Non sequitur. Your second statement does not follow from the first. First you state what medical care is not, then as an example, state something else medical care is not that appears unrelated to the first.

More constructively, saying that medical care cannot help with obesity is unnecessarily restricting the definition of medical care. Further, obesity is a factor in life expectancy, so measuring life expectancy is a reasonable proxy for measuring obesity, and to some extent, vice versa.


I responded to someone who attempted to show the quality of medical care in a country by looking at the countries life expectancy. The problem I pointed out is that many factors play into life expectancy with medical care being one of the many[1]. From what I have read obesity leads to many early deaths and people who are obese have a much higher rate of disease. The US is one of the more obese countries and is far more obese than Japan. The difference in life expectancy could be attributed to the poor general health of the citizens and not to any difference in medical care. In fact, with how poor Americans seems to treat their bodies it's amazing that many live as long as they do. Perhaps it's through access to much better medical care than available in other countries?

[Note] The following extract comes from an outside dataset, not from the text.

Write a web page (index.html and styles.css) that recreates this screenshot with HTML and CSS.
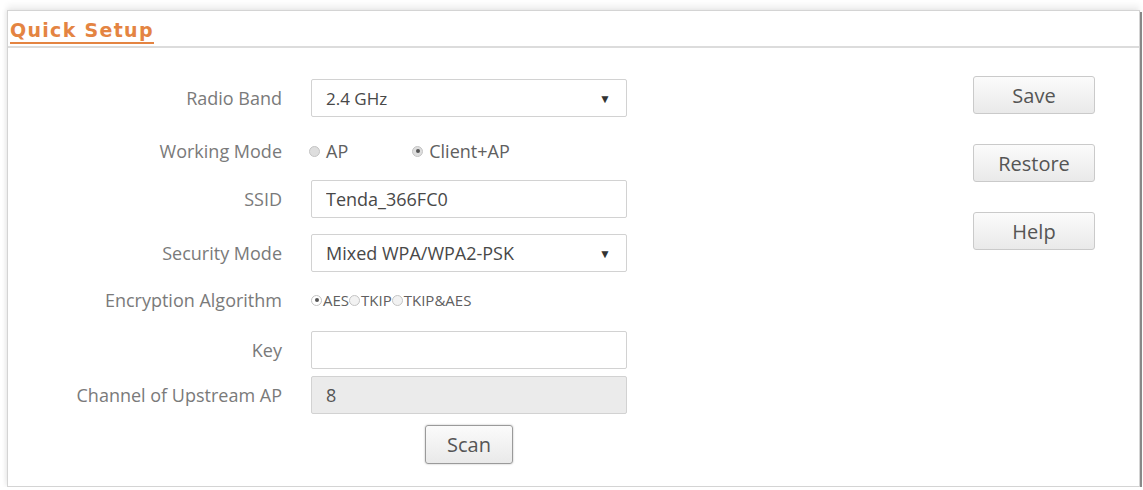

[1]Other life expectancy lowering factors that have little to do with the quality of medical care include murders. For example wikipedia states and [Japan] experienced 1.1 murder per 100,000 population, compared with 3.9 for West Germany, 1.03 for England and Wales, and 8.7 for the United States that same year.


In my (admittedly terse) response I was trying to say that medical care, or perhaps more appropriately health care, should include preventive care, such as obesity reduction. I suspect that health-related death has a much greater influence on life expectancy than accidents or crime, even if the US homicide rate is 8.7 per 100000, but would accept compelling evidence to the contrary.